Work required » Below are entries; tally how many lines hold the string "this" and answer with only that figure.

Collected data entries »
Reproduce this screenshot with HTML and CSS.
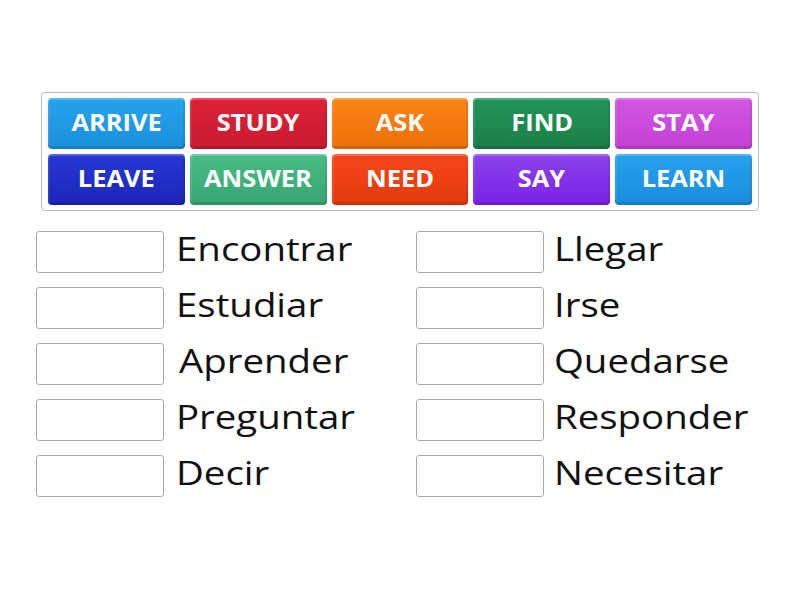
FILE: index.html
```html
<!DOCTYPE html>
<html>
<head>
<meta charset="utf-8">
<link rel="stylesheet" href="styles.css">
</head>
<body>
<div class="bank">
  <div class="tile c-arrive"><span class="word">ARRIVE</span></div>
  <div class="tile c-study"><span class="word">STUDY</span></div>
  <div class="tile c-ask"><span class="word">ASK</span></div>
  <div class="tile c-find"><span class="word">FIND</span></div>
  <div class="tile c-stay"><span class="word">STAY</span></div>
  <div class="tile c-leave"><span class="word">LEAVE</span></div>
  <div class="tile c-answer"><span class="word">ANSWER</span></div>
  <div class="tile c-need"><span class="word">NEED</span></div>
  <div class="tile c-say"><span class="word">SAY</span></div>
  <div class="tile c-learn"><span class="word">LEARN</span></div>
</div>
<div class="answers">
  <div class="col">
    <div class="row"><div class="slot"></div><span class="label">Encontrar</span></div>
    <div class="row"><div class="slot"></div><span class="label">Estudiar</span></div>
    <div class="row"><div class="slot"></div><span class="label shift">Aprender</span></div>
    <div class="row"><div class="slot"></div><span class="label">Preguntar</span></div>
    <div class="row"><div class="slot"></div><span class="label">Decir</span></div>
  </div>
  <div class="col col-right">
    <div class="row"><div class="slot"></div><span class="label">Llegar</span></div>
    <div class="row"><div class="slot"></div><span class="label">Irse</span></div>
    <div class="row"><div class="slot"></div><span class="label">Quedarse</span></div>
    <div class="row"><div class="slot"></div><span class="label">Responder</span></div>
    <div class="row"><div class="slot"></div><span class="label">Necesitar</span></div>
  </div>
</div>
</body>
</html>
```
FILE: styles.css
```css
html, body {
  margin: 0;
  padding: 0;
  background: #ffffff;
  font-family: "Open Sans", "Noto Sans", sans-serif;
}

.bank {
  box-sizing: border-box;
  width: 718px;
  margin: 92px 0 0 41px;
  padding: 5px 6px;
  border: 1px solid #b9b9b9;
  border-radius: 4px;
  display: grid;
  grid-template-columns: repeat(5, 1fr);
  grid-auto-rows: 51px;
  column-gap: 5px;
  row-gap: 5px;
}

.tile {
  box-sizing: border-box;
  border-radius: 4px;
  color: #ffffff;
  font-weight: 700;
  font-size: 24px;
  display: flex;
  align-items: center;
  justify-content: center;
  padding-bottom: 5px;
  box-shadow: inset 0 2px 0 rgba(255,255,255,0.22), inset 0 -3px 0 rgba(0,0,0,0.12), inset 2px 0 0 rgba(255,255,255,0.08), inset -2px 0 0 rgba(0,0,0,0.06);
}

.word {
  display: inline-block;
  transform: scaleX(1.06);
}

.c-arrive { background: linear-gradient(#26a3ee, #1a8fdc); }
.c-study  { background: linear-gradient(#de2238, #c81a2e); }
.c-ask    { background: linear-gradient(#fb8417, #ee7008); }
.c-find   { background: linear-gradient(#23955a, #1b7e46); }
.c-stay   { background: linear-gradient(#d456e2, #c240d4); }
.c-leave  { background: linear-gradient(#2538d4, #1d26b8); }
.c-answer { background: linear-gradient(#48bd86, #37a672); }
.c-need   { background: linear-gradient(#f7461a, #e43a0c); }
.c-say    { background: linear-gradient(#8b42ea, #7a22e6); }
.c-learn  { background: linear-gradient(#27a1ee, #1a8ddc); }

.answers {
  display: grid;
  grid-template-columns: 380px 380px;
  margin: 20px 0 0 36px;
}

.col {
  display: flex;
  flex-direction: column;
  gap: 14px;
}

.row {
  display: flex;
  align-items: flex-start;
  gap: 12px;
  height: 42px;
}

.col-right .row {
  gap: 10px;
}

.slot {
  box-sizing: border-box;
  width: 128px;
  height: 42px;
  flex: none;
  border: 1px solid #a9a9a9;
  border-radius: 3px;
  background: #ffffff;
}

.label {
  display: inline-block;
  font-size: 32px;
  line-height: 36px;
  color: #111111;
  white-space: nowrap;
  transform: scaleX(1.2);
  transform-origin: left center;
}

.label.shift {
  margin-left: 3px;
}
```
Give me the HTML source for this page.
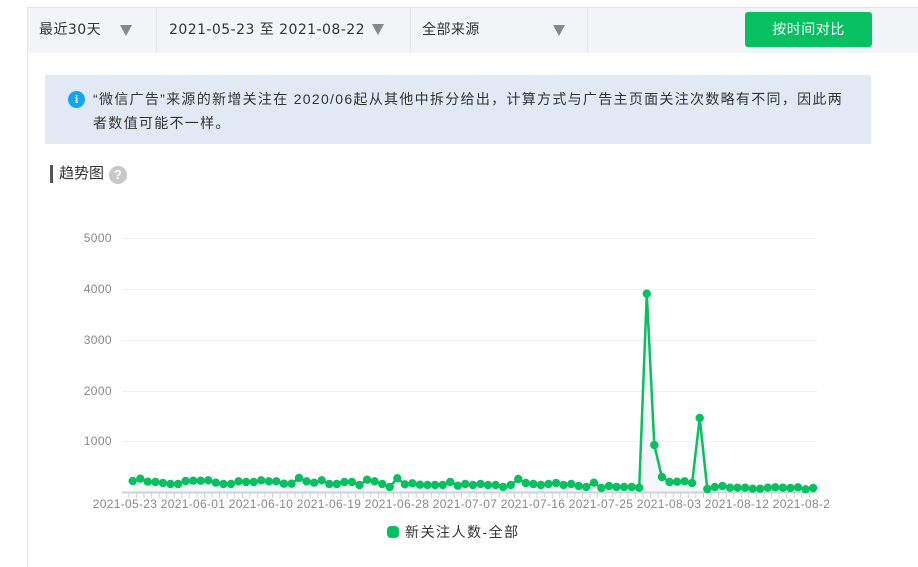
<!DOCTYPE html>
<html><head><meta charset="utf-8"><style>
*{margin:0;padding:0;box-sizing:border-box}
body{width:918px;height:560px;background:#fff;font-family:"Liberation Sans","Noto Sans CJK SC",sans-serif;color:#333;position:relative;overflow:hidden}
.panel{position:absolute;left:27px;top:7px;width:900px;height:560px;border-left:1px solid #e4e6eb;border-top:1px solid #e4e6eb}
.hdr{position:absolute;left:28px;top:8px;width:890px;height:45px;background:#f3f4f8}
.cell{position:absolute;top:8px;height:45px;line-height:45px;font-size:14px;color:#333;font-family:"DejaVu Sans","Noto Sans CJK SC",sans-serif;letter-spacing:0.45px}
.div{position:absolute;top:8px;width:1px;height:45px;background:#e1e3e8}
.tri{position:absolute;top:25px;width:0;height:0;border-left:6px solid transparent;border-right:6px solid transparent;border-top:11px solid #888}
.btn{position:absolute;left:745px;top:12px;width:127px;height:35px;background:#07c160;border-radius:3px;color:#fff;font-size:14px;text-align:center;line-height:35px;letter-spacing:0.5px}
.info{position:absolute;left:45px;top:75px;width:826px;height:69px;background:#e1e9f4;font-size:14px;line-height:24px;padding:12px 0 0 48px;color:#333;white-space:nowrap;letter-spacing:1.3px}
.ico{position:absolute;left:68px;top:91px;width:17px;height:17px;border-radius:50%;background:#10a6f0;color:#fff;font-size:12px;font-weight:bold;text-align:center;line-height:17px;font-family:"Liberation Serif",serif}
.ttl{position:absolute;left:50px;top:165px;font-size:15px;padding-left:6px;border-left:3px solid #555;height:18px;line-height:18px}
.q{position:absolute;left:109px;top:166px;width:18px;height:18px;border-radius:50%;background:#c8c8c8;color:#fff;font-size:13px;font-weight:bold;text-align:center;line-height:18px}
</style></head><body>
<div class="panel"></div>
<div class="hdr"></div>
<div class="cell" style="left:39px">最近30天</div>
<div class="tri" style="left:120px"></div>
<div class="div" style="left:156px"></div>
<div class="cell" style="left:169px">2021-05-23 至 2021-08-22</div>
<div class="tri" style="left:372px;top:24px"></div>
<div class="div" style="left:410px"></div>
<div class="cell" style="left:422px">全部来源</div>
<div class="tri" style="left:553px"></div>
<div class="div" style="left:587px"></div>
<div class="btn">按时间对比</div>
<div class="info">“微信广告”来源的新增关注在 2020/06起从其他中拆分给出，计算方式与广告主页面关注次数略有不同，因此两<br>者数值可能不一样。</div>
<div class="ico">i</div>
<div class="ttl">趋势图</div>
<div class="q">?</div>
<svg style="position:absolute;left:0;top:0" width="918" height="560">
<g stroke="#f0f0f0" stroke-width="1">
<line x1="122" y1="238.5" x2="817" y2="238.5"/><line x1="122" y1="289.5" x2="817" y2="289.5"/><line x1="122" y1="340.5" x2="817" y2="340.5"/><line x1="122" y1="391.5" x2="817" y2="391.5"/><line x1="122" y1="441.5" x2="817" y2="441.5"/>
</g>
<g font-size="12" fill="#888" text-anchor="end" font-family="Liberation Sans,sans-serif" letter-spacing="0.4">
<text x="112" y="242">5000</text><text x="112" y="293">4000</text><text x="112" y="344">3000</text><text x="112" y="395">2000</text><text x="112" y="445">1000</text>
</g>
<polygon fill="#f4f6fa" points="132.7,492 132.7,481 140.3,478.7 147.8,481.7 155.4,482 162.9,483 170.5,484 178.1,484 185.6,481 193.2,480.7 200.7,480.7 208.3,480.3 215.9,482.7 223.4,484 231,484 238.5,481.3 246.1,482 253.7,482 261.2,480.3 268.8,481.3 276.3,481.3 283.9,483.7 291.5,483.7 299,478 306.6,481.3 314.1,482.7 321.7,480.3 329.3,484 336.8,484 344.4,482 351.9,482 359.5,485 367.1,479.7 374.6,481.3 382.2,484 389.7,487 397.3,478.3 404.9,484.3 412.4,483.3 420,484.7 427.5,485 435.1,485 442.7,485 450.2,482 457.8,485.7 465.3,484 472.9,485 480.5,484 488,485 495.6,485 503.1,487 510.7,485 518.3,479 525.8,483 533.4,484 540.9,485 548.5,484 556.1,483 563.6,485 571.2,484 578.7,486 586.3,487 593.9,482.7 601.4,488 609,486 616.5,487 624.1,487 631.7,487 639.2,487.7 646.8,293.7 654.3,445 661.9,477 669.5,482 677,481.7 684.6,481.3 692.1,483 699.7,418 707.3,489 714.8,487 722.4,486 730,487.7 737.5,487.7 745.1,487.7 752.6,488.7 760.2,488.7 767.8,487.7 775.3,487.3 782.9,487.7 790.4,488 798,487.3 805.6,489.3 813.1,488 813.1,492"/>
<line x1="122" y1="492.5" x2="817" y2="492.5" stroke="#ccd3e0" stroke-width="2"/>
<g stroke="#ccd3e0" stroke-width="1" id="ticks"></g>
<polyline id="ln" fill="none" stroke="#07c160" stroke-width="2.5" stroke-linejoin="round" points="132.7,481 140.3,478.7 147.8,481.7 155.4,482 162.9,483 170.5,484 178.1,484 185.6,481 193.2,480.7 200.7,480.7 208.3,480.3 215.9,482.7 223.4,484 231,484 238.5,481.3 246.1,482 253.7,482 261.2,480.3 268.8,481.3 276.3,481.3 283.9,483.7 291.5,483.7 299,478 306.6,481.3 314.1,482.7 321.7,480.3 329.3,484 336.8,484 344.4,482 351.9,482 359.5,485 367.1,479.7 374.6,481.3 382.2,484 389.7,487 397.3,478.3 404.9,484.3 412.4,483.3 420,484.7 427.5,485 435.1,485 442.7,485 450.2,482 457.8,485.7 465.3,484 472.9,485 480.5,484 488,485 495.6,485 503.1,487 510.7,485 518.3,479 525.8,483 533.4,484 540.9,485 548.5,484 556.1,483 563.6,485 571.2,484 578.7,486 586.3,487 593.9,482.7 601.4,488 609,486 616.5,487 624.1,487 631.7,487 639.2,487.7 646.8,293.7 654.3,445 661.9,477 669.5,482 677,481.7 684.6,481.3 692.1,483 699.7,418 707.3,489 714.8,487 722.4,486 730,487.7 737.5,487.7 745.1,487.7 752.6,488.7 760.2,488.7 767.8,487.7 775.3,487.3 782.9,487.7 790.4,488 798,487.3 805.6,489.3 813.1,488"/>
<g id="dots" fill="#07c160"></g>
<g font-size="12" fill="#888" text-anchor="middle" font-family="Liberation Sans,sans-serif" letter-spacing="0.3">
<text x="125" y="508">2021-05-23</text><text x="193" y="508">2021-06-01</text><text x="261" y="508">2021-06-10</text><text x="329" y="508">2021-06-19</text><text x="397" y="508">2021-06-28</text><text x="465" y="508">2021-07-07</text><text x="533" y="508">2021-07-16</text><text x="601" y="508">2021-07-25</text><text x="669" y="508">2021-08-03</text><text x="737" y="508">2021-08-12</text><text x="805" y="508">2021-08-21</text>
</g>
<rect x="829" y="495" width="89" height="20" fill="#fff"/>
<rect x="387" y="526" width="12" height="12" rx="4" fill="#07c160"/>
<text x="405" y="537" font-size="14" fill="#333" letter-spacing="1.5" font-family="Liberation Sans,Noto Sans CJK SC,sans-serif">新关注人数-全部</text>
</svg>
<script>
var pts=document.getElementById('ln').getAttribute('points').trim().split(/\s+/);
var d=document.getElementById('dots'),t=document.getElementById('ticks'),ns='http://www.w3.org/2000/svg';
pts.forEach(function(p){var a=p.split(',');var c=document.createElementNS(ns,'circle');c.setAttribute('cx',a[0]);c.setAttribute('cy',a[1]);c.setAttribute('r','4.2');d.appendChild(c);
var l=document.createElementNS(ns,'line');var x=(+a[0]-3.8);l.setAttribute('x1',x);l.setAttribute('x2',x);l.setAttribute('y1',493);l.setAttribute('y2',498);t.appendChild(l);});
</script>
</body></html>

Problem solution » 2